Increasing terbutaline fill volume from 4 ml to 8 ml tended to increase terbutaline output fraction (45% vs 51%) ( p =0.0002, n =12, permutation test for paired samples). These results could be explained by the terbutaline residual mass in the nebulizer. In vitro results in our study showed a lower residual mass in percentage of terbutaline charge for 20 mg/8 ml than for 10 mg/4 ml (22% vs 34%).

Terbutaline output flow rate was constant during nebulization ( r >0.90, p <0.0001 by linear regression). This result is consistent with previous studies [9]. The terbutaline flow output positively correlated with Ti/Ttot ratio ( r =0.96, p <0.0001, Spearman correlation exact test) and negatively correlated with V’ ( r =−0.95, p <0.0001). The positive correlation between terbutaline output flow rate and Ti/Ttot reflects the impact of synchronizing nebulization with inspiratory phase, whereas the negative correlation between terbutaline output flow rate and V’ is explained by the loss of terbutaline into the circuit.

In summary, terbutaline output flow rate can be calculated by the correlation obtained with Ti/Ttot ratio corrected by the aerosol transport factor (V’) (terbutaline output flow rate =6.28 [(Ti/Ttot)/V’] +0.03, r =0.97, n =146, p <0.0001) (Fig. 2). Because this model is based on data analysis, the model is only validated in our experimental conditions, i.e., for terbutaline aerosol generated by the synchronized ATOMISOR NL9 M jet nebulizer in our optimized circuit. However, TNT can be calculated by the mathematical model, which shows good agreement with experimental data (TNT =[(Mcharge −Mresidual) / Qneb] × [1/(Ti/Ttot)], r =0.98, p <0.00001, n =24) (Fig. 3). This mathematical determination of the total nebulization time for nebulization synchronized with the inspiratory phase should therefore be robust enough to be applied with other jet nebulizers, ventilatory patterns and circuits.
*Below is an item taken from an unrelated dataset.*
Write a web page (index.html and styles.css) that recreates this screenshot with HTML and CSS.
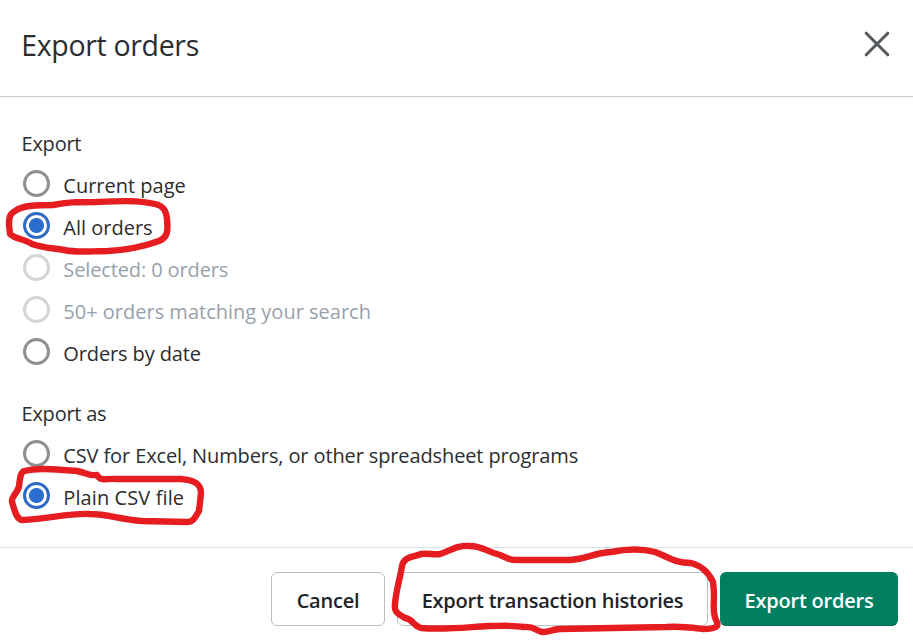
FILE: index.html
```
<!DOCTYPE html>
<html lang="en">
<head>
<meta charset="utf-8">
<title>Export orders</title>
<link rel="stylesheet" href="styles.css">
</head>
<body>
<main class="modal">
  <header class="modal-header">
    <h1 class="title">Export orders</h1>
    <button class="close" aria-label="Close">
      <svg width="26" height="26" viewBox="0 0 26 26"><path d="M2.2 2.2 23.8 23.8M23.8 2.2 2.2 23.8"/></svg>
    </button>
  </header>
  <section class="modal-body">
    <div class="group">
      <h2 class="legend">Export</h2>
      <div class="choice"><span class="radio"></span><span class="label">Current page</span></div>
      <div class="choice"><span class="radio checked"></span><span class="label">All orders</span></div>
      <div class="choice disabled"><span class="radio"></span><span class="label snug">Selected: 0 orders</span></div>
      <div class="choice disabled"><span class="radio"></span><span class="label">50+ orders matching your search</span></div>
      <div class="choice"><span class="radio"></span><span class="label snug">Orders by date</span></div>
    </div>
    <div class="group">
      <h2 class="legend">Export as</h2>
      <div class="choice"><span class="radio"></span><span class="label snug">CSV for Excel, Numbers, or other spreadsheet programs</span></div>
      <div class="choice"><span class="radio checked"></span><span class="label loose">Plain CSV file</span></div>
    </div>
  </section>
  <footer class="modal-footer">
    <button class="btn cancel">Cancel</button>
    <button class="btn histories">Export transaction histories</button>
    <button class="btn primary">Export orders</button>
  </footer>
  <svg class="marks" width="913" height="643" viewBox="0 0 913 643">
    <path d="M53 205C38 205 23 205 15 211C9 214 9 219 9 225L10 234C15 239 24 239 32 244C43 248 53 248 64 250C78 253 91 251 108 251C128 250 145 246 159 241C168 237 168 231 167 219C166 211 164 206 155 204C137 200 119 201 96 202C77 202 67 202 53 205Z"/>
    <path d="M24 471C40 467 57 470 77 471C87 473 89 476 97 475C101 482 105 478 118 479H181C195 480 201 484 201 493L199 511C195 517 194 522 187 522L142 521C118 519 108 514 90 514C67 513 50 519 22 520C16 519 15 511 12 502C11 496 18 493 19 486C20 479 20 473 24 471Z"/>
    <path d="M440 554C452 550 457 545 470 546C482 546 488 552 500 555C512 560 508 560 522 560H570C587 559 593 553 611 552C626 549 640 548 655 552C669 557 674 563 691 563C702 566 709 573 713 582C716 602 711 609 716 620C720 627 715 629 703 629C687 627 681 626 666 627L560 629C549 630 550 632 544 632C536 632 536 626 524 627C512 625 502 626 488 626C468 627 446 630 421 628C412 625 413 619 405 618C397 613 394 612 395 604C396 590 400 579 402 566C404 556 414 557 421 554C428 553 434 555 440 554Z"/>
  </svg>
</main>
</body>
</html>
```
FILE: styles.css
```
* { box-sizing: border-box; }
body { margin: 0; background: #fff; font-family: "Open Sans", "Noto Sans", sans-serif; color: #2b2d2f; }
.modal { position: relative; width: 913px; height: 643px; display: flex; flex-direction: column; overflow: hidden; background: #fff; }
.modal-header { height: 97px; flex: none; border-bottom: 1px solid #c9cbcd; display: flex; justify-content: space-between; align-items: flex-start; padding: 25px 23px 0 21.3px; }
.title { margin: 0; font-size: 28.5px; line-height: 41px; font-weight: 400; letter-spacing: -0.34px; white-space: nowrap; }
.close { width: 26px; height: 26px; margin-top: 6px; padding: 0; border: 0; background: none; }
.close svg { display: block; fill: none; stroke: #55585b; stroke-width: 3; stroke-linecap: round; }
.modal-body { flex: 1; padding: 25px 22px 0; display: flex; flex-direction: column; gap: 18px; }
.legend { margin: 0 0 0 -0.5px; height: 42px; font-size: 20px; line-height: 44px; font-weight: 400; letter-spacing: -0.23px; }
.choice { height: 42px; padding-left: 1px; display: flex; align-items: flex-start; gap: 13.3px; }
.radio { width: 27px; height: 27px; flex: none; margin-top: 6px; border: 3px solid #8c9093; border-radius: 50%; background: #fff; }
.radio.checked { border-color: #2f6bc4; background: radial-gradient(circle, #2b6ccf 7px, #fff 8px); }
.label { font-size: 20px; line-height: 44px; white-space: nowrap; }
.snug { letter-spacing: -0.12px; }
.loose { letter-spacing: 0.1px; }
.disabled { color: #97a1ab; }
.disabled .radio { border-color: #d3d5d6; }
.modal-footer { height: 96px; flex: none; border-top: 1px solid #dfe2e5; padding: 24px 15px 0 0; display: flex; justify-content: flex-end; gap: 12px; }
.btn { height: 54px; padding: 3px 0 0; border: 1px solid #bcbfc2; border-radius: 6px; background: #fff; color: #212427; font: 600 20px/28px "Open Sans", sans-serif; letter-spacing: -0.22px; white-space: nowrap; }
.cancel { width: 114px; }
.histories { width: 311px; }
.primary { width: 178px; border-color: #008060; border-bottom-color: #00694f; background: #008060; color: #fff; }
.marks { position: absolute; inset: 0; pointer-events: none; fill: none; stroke: #e51c20; stroke-width: 6.4; stroke-linejoin: round; stroke-linecap: round; }
```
Our semiempirical model allows calculation of the duration of the nebulization required to deliver a given mass of terbutaline (terbutaline targeted mass). The equation “terbutaline output flow rate =6.28 [(Ti/Ttot)/V’] +0.03” allows calculation of the terbutaline output flow rate for known ventilatory settings. The targeted nebulization time is the ratio between the terbutaline targeted mass and the calculated terbutaline output flow rate. Table 3 is an example of this application. For example, to administer 2 mg of terbutaline to a patient ventilated with VT of 500 ml, f of 15/min and Ti/Ttot of 0.4, the nebulization time must be 12 min.

Table 3 Targeted nebulization time calculated in different ventilatory conditions to administer a chosen mass of terbutaline aerosol (the targeted terbutaline mass) with ATOMISOR NL9 M jet nebulizer in an optimized setup. Targeted nebulization time is computed with the equation described below ( VT tidal volume, f respiratory rate, Ti/Ttot duty cycle, V’ inspiratory flow)

This study shows that it is possible to control the drug mass administrated into a model of mechanical ventilation with a known aerosolized drug. A recent study has demonstrated the clinical relevance of such an in vitro approach of aerosol delivery in mechanical ventilation conditions [12]. For one circuit type, one jet nebulizer type, and one type of drug, we have demonstrated that the quantity of aerosol produced at the extremity of the ETT can be predicted and, therefore, targeted for a range of ventilatory parameters. The relevance of our mathematical model has been established in specific conditions in terms of ETT size, flow, temperature and humidification. It could be tested in other conditions to determine the impact of these parameters on the terbutaline output and particle size distribution.

The potential of our semiempirical approach to predict aerosol delivery is easy enough to be tested with any other combination ventilation / nebulizer.